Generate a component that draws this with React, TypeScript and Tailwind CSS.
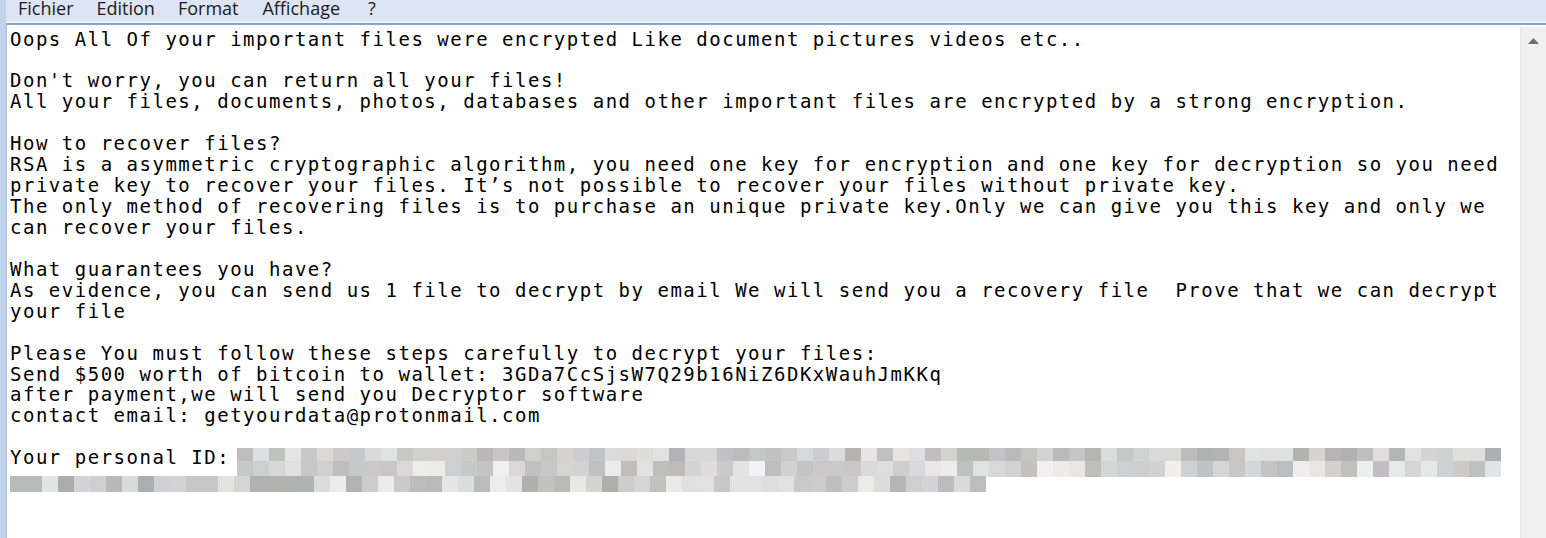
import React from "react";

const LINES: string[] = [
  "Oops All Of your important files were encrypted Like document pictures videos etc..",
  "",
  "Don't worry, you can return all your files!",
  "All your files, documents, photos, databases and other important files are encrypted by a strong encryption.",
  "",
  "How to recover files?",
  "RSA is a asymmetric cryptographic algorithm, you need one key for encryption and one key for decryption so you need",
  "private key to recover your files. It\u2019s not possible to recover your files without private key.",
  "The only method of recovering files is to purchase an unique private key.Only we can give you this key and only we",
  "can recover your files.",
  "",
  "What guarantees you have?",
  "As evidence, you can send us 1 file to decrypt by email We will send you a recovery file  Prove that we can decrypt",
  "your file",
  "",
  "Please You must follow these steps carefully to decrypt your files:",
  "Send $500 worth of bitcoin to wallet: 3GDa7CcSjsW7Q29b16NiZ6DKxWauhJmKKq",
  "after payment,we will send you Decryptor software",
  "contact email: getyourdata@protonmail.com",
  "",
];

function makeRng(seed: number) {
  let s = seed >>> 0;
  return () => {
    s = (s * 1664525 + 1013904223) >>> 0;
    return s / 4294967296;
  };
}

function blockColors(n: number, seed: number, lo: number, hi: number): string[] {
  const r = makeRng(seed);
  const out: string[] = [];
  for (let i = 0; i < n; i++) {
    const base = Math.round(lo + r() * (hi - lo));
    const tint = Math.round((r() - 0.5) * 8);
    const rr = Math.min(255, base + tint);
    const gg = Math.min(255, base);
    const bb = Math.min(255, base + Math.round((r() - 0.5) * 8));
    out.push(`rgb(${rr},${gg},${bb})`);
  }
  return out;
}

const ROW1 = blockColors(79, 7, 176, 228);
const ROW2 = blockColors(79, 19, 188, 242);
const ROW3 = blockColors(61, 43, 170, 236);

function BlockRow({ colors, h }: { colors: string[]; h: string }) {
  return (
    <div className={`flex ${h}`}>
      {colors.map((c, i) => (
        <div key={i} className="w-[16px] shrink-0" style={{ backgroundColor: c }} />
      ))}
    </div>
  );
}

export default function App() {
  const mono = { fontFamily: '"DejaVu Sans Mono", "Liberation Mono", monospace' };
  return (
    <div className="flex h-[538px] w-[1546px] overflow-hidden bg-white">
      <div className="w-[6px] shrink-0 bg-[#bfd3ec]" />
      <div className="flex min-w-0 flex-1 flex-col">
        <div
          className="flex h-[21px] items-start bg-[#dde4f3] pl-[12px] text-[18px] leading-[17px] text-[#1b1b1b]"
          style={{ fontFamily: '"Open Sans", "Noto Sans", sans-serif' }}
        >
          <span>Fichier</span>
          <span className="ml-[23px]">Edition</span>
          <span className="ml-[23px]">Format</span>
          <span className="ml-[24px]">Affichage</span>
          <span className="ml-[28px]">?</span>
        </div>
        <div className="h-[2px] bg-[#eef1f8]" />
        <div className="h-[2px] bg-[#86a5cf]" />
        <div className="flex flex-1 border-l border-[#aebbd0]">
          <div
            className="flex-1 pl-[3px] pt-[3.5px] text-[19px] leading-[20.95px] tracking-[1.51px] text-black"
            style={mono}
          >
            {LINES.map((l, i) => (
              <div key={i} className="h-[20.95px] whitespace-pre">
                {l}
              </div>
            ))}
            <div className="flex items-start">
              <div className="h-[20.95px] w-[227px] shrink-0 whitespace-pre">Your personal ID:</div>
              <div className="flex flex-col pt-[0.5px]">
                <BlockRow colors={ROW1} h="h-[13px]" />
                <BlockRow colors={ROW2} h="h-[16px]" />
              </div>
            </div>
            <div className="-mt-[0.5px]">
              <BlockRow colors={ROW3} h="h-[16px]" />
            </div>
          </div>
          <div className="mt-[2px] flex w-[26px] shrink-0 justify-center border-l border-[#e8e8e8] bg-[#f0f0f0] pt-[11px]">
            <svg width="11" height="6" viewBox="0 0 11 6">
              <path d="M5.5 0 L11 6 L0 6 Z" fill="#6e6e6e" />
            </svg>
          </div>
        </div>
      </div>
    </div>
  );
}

####################

Directions: Restate the data above word for word. Skip every picture.

Exercise solution:
Generate a component that draws this with React, TypeScript and Tailwind CSS.
import React from "react";

const LINES: string[] = [
  "Oops All Of your important files were encrypted Like document pictures videos etc..",
  "",
  "Don't worry, you can return all your files!",
  "All your files, documents, photos, databases and other important files are encrypted by a strong encryption.",
  "",
  "How to recover files?",
  "RSA is a asymmetric cryptographic algorithm, you need one key for encryption and one key for decryption so you need",
  "private key to recover your files. It\u2019s not possible to recover your files without private key.",
  "The only method of recovering files is to purchase an unique private key.Only we can give you this key and only we",
  "can recover your files.",
  "",
  "What guarantees you have?",
  "As evidence, you can send us 1 file to decrypt by email We will send you a recovery file  Prove that we can decrypt",
  "your file",
  "",
  "Please You must follow these steps carefully to decrypt your files:",
  "Send $500 worth of bitcoin to wallet: 3GDa7CcSjsW7Q29b16NiZ6DKxWauhJmKKq",
  "after payment,we will send you Decryptor software",
  "contact email: getyourdata@protonmail.com",
  "",
];

function makeRng(seed: number) {
  let s = seed >>> 0;
  return () => {
    s = (s * 1664525 + 1013904223) >>> 0;
    return s / 4294967296;
  };
}

function blockColors(n: number, seed: number, lo: number, hi: number): string[] {
  const r = makeRng(seed);
  const out: string[] = [];
  for (let i = 0; i < n; i++) {
    const base = Math.round(lo + r() * (hi - lo));
    const tint = Math.round((r() - 0.5) * 8);
    const rr = Math.min(255, base + tint);
    const gg = Math.min(255, base);
    const bb = Math.min(255, base + Math.round((r() - 0.5) * 8));
    out.push(`rgb(${rr},${gg},${bb})`);
  }
  return out;
}

const ROW1 = blockColors(79, 7, 176, 228);
const ROW2 = blockColors(79, 19, 188, 242);
const ROW3 = blockColors(61, 43, 170, 236);

function BlockRow({ colors, h }: { colors: string[]; h: string }) {
  return (
    <div className={`flex ${h}`}>
      {colors.map((c, i) => (
        <div key={i} className="w-[16px] shrink-0" style={{ backgroundColor: c }} />
      ))}
    </div>
  );
}

export default function App() {
  const mono = { fontFamily: '"DejaVu Sans Mono", "Liberation Mono", monospace' };
  return (
    <div className="flex h-[538px] w-[1546px] overflow-hidden bg-white">
      <div className="w-[6px] shrink-0 bg-[#bfd3ec]" />
      <div className="flex min-w-0 flex-1 flex-col">
        <div
          className="flex h-[21px] items-start bg-[#dde4f3] pl-[12px] text-[18px] leading-[17px] text-[#1b1b1b]"
          style={{ fontFamily: '"Open Sans", "Noto Sans", sans-serif' }}
        >
          <span>Fichier</span>
          <span className="ml-[23px]">Edition</span>
          <span className="ml-[23px]">Format</span>
          <span className="ml-[24px]">Affichage</span>
          <span className="ml-[28px]">?</span>
        </div>
        <div className="h-[2px] bg-[#eef1f8]" />
        <div className="h-[2px] bg-[#86a5cf]" />
        <div className="flex flex-1 border-l border-[#aebbd0]">
          <div
            className="flex-1 pl-[3px] pt-[3.5px] text-[19px] leading-[20.95px] tracking-[1.51px] text-black"
            style={mono}
          >
            {LINES.map((l, i) => (
              <div key={i} className="h-[20.95px] whitespace-pre">
                {l}
              </div>
            ))}
            <div className="flex items-start">
              <div className="h-[20.95px] w-[227px] shrink-0 whitespace-pre">Your personal ID:</div>
              <div className="flex flex-col pt-[0.5px]">
                <BlockRow colors={ROW1} h="h-[13px]" />
                <BlockRow colors={ROW2} h="h-[16px]" />
              </div>
            </div>
            <div className="-mt-[0.5px]">
              <BlockRow colors={ROW3} h="h-[16px]" />
            </div>
          </div>
          <div className="mt-[2px] flex w-[26px] shrink-0 justify-center border-l border-[#e8e8e8] bg-[#f0f0f0] pt-[11px]">
            <svg width="11" height="6" viewBox="0 0 11 6">
              <path d="M5.5 0 L11 6 L0 6 Z" fill="#6e6e6e" />
            </svg>
          </div>
        </div>
      </div>
    </div>
  );
}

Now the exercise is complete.